Residential Real Estate
Residential real estate markets were somewhat mixed. This report covers year-over-year performance through August 2018 for all areas except Connecticut, which failed to provide data due to an ongoing technical issue. Vermont statistics represent combined performance for single-family homes and condos. For single-family homes, closed sales increased in Boston, Maine and New Hampshire, decreased moderately in Rhode Island, and were down slightly in Massachusetts. Pending single-family sales were up by robust margins in New Hampshire and Massachusetts, down sharply in Rhode Island, and posted either small (Boston) or moderate (Maine) decreases elsewhere. For condos, closed sales increased or stayed roughly flat in all reporting areas, while pending sales were mixed. Vermont saw a moderate decrease in closed sales for the combination of condos and single-family homes, but its pending sales were up sharply.
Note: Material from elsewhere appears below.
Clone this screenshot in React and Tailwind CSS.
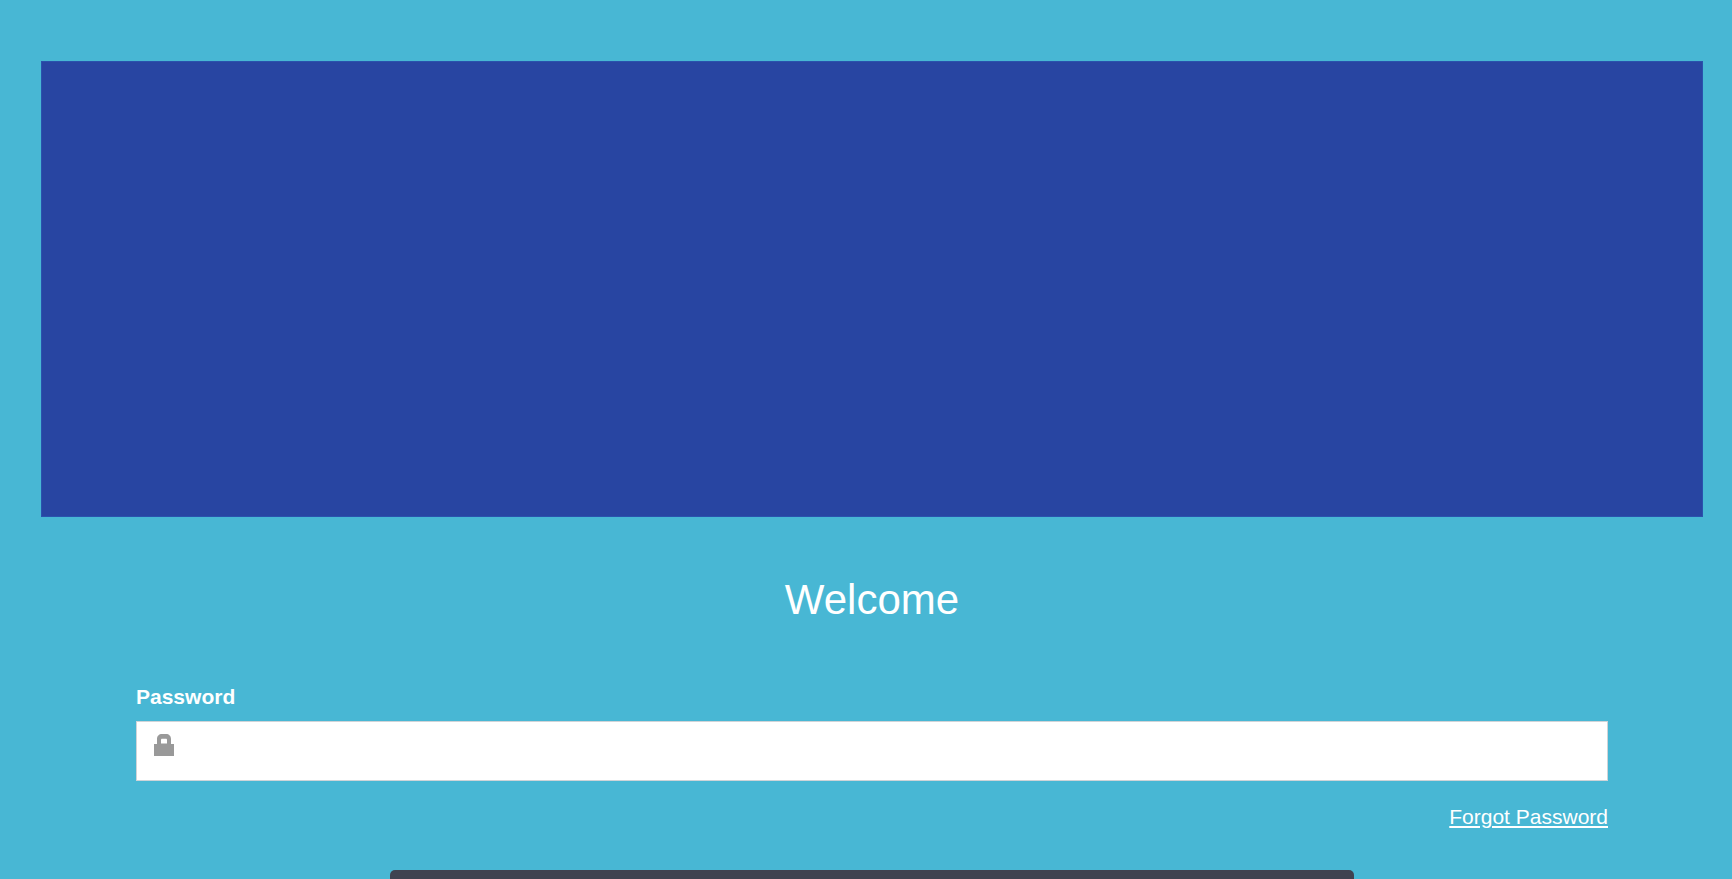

Single-family home prices increased in all areas by slim to robust margins, while condo prices increased in all areas except Rhode Island, which saw a moderate decline on that score. A Rhode Island contact noted that home inventories increased (from a year earlier) for the second straight month, following an extended period of inventory declines. Elsewhere, however, inventories continued to decline. Despite recent fluctuations in sales activity, contacts expressed optimism for the coming months. They cited the holiday season and tax cuts as possible reasons to expect an increase in sales before the end of the year.